平成の30年間の日本経済の変容を示すものは、世界経済の存在感である。1989年世界企業の時価総額ランキングで、上位50社のうち32社が日本で、2018年35位のトヨタだけである。サムスンは16位。半面、国と地方の長期債務残高は平成末に、1077兆円であり、債務危機に陥ったギリシャ、イタリアより悪い(日本の債務危機がいつ来るか?財政再建の方策は?適切な文献を探している)。一人あたりGDPは現在、香港に抜かれ韓国と変わらない。日本はアジアで最も豊かな国ではとっくになくなっている。
1980年代の日本経済を顧みると、凄まじい円高であり、対米輸出に対し内需拡大を求められた。金融緩和は株や不動産に回った。対米輸出を減らすのに、アジアへの体制の転換がされるべきだった。
民主党は小泉時代の経済財政諮問会議に代えて国家戦略局を創設して政治主導の柱とした。小泉時代より民主党は正攻法だが、選挙の結果は民主党の惨敗であった。小泉政権期には予算編成の要望に対し、経済財政諮問会議が「骨太の方針」で打ち出し閣議決定した。数度の政治主導の失敗を受けて安倍政権は、経済財政諮問会議と内閣人事局を掌握した。「アベノミクス」自体の構造改革に新機軸はない。政治主導の潮流に押され、官邸は「忖度」する態度が浸透し、政管の緊張関係に液状化現象が生じた。森友学園の公文書偽造は、犯罪行為である。財務省の権威は失墜した。(恥も外聞も関係なく、事件に関わった官僚が昇格する。いわんや大臣までが?)
兵庫県南部地震の被害は神戸市が中心で、神戸は山を削って海を埋め立てる経営に問題があった。(現在、東京1局集中、駅前再開発が進んでいる。豊田市でも都心開発が進んでいる。さらに、立地適正化で鉄道駅集約を言いながら、一方で調整区域の市街地拡大の矛盾した成長計画である)
ポスト平成時代を見通す最も重要な指標は人口である。ジニ係数は、1981年0.314から2002年0.381に上昇した。生活保護世帯は96年の61万世帯から04年100万世帯へと激増した。アンダークラスの人々は、「うつ病やその他の心の病気」になる比率が高い。合計出生数が連続して1.50を下回り続けるということは、その国民の人口が自力で回復不可能になる一線を越えること。90年代半ば以降、企業は生き残りを賭けて急速に正規雇用者を減らし、派遣や非正規雇用を増やした。経済的困難や未来への不安の継続が、この世代に未婚率の顕著な高さ、その結果としての出生率の低さをもたらすのである。第3次ベビーブームを完全に取り逃がした日本社会は、その後も少子化を止めるのに不可欠な若者全体に対する雇用の安定性確保できないまま社会を二極化してきた。

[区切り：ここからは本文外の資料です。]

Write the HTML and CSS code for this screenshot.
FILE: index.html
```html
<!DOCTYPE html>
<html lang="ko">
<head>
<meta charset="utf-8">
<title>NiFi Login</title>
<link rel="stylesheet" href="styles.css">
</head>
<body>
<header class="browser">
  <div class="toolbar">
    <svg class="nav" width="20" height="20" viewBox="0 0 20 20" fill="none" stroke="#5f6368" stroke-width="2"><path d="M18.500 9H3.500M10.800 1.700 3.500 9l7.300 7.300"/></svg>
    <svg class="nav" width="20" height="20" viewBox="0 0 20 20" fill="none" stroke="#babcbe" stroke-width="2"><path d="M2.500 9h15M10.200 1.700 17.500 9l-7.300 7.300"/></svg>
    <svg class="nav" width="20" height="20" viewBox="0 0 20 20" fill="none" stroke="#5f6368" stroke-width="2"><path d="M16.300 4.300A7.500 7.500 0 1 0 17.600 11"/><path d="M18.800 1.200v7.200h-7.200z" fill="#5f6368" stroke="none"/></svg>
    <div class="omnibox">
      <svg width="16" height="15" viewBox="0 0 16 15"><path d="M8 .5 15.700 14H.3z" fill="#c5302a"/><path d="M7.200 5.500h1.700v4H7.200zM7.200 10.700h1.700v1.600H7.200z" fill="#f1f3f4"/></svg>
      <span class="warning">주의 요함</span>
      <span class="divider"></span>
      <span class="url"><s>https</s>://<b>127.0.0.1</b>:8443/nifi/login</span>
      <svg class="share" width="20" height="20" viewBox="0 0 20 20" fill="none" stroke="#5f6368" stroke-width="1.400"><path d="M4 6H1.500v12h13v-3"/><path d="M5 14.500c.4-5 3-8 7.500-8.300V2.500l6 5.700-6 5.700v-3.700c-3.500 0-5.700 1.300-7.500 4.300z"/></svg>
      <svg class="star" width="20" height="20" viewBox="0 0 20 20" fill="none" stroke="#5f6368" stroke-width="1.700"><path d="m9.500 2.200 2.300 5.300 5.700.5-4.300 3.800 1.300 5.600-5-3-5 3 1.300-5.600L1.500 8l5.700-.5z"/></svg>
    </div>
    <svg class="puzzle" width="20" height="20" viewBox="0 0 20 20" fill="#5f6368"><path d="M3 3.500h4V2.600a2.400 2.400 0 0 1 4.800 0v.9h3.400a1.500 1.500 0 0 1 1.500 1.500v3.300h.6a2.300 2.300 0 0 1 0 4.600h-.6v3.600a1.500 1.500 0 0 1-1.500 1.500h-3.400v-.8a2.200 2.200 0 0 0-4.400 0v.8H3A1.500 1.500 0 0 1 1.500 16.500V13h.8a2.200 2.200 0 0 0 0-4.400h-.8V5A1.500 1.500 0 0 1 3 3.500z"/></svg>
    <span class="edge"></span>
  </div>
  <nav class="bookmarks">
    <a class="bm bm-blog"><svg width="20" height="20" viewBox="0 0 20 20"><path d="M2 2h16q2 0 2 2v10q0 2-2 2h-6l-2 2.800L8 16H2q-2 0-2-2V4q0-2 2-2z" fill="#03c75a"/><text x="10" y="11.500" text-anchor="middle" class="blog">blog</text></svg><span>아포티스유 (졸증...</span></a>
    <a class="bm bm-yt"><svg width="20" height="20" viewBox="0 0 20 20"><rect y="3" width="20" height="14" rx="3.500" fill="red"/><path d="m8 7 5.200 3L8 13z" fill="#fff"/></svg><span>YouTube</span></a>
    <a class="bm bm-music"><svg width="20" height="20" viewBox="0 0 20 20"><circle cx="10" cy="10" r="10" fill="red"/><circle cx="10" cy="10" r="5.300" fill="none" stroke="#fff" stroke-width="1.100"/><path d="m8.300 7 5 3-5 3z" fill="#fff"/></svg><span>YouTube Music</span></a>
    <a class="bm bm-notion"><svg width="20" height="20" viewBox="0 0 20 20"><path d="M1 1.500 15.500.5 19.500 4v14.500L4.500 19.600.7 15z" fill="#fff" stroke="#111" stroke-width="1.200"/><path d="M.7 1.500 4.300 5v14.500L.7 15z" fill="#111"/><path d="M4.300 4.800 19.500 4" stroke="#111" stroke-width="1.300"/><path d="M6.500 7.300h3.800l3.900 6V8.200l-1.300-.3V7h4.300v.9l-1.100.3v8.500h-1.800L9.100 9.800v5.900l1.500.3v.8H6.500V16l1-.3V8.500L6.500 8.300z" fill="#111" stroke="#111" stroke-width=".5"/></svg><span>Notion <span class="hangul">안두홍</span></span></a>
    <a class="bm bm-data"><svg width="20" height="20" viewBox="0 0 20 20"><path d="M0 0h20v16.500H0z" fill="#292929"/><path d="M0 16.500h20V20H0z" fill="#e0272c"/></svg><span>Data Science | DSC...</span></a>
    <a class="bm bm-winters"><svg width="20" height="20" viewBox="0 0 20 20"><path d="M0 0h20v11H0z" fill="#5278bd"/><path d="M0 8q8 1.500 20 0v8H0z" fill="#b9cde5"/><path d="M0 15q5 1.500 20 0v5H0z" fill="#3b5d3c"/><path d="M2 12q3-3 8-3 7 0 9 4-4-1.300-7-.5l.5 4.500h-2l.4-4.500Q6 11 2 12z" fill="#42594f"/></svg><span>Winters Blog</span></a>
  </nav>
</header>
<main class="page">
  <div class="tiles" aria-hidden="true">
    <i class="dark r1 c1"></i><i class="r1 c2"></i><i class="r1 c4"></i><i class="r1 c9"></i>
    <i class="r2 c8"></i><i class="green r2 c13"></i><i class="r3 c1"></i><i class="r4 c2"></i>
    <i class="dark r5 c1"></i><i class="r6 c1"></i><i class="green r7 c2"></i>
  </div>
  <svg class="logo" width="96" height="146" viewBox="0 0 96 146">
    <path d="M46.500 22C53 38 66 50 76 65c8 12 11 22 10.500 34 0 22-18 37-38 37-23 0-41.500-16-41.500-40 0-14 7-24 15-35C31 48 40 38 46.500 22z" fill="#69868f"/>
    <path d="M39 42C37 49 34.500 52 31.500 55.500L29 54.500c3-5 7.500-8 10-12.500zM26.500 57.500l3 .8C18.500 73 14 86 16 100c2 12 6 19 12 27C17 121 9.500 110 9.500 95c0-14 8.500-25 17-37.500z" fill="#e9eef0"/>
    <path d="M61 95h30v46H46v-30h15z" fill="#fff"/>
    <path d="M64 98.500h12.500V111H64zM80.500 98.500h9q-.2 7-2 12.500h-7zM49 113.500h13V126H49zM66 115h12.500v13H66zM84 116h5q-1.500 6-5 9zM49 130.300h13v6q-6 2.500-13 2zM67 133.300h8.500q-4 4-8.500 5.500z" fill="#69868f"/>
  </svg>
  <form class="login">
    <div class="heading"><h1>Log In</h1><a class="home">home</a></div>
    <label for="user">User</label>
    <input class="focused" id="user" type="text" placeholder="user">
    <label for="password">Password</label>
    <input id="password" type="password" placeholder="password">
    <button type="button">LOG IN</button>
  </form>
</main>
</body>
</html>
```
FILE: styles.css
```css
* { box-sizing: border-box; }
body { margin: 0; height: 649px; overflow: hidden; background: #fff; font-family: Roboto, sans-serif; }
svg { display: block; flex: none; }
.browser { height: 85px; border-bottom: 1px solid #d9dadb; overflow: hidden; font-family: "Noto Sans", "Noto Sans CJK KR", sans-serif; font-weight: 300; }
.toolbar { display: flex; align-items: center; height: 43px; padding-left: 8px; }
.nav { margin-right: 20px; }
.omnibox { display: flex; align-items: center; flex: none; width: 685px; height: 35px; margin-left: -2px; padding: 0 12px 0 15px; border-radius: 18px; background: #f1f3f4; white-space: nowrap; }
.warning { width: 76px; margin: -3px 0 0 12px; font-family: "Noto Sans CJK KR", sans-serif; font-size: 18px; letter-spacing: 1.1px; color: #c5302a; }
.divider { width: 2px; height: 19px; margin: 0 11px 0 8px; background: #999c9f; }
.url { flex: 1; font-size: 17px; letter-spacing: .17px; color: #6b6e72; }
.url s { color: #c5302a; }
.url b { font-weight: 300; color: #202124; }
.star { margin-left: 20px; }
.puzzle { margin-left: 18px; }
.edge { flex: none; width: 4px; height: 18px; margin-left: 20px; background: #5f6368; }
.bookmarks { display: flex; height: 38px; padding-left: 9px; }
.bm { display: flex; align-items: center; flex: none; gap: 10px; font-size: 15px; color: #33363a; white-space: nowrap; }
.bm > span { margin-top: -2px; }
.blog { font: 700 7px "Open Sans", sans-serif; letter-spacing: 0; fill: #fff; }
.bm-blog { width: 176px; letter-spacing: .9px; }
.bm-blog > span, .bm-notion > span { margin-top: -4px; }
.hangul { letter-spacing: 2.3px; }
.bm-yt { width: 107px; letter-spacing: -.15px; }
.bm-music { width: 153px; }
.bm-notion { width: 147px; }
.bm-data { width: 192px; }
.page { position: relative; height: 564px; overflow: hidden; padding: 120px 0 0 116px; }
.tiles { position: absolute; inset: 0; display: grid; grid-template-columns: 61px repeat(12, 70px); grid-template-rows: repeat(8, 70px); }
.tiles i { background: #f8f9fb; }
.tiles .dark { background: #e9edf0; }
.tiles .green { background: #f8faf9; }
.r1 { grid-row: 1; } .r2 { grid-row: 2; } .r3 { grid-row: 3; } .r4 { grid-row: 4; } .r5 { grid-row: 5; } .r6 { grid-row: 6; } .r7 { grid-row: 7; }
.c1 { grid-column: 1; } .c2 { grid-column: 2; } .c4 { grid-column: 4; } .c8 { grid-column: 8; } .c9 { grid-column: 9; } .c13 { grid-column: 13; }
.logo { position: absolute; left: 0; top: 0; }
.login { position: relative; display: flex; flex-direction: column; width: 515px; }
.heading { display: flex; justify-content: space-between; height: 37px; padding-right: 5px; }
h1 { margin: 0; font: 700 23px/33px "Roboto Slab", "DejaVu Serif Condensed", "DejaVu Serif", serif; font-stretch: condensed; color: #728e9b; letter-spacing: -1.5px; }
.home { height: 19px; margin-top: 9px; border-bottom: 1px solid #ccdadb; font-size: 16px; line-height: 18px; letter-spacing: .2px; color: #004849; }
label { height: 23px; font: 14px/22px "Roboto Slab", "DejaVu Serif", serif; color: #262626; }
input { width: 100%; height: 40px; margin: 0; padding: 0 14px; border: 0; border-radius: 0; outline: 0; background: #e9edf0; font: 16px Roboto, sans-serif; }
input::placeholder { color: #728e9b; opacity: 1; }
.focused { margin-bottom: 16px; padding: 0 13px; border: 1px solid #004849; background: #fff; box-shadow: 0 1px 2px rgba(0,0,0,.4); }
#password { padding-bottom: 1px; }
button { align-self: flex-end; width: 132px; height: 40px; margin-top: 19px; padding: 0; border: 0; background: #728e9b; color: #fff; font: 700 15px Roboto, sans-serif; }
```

様々な文化世界で平成時代に生じた変容の根底には、テレビを基盤とする文化からインターネットを基盤とした不可逆的な転換があった。残念ながら、平成の日本が選択し、ポスト平成時代に向かおうとしているのは、これ(「成功」の再演ではなく、「失敗」からの学習)とは正反対の道である。その象徴が、2020年の東京オリンピックである。中国の爆発的経済成長を背景に、若い資本家たちがが向かったのは、IT関連産業であった。中国の経済成長は日本(自動車や家電のモノづくり技術)とは対照的である。平成は終わりの始まりである。人口増加の終わり、経済成長の終わり、総中流化の終わり、社会が分裂の始まりである。政治は「改革」を試みたが、社会の基礎的変化に何度も足元をすくわれた。
日清戦争以降、日本はアジアの中心性を中国から奪い、アジア太平洋線での敗北後もアメリカと一体となり維持した。冷戦後、中国に中心が戻った。平成の日本のアメリカへの従属はますます深まった。対外的にはすでにその覇権に陰りが見え始めているアメリカにすがり続け、アジアとの関係を根本から再構築しようとしない日本に未来はない。
(2019年9月安倍改造内閣は右翼的な顔ぶればかりであり、改憲を狙っている。10月1日より消費税が10%に引き上げられた。中国建国70周年、香港ではデモが繰り広げられた。日韓関係は徴用工を口実に、日本は輸出3品目を規制した。愛知のトリエンナーレで少女像の展示が中止されてた。大村知事は再開を表明した。萩生田文部大臣は補助金を出さないと「検閲」とも受け取られかねない。)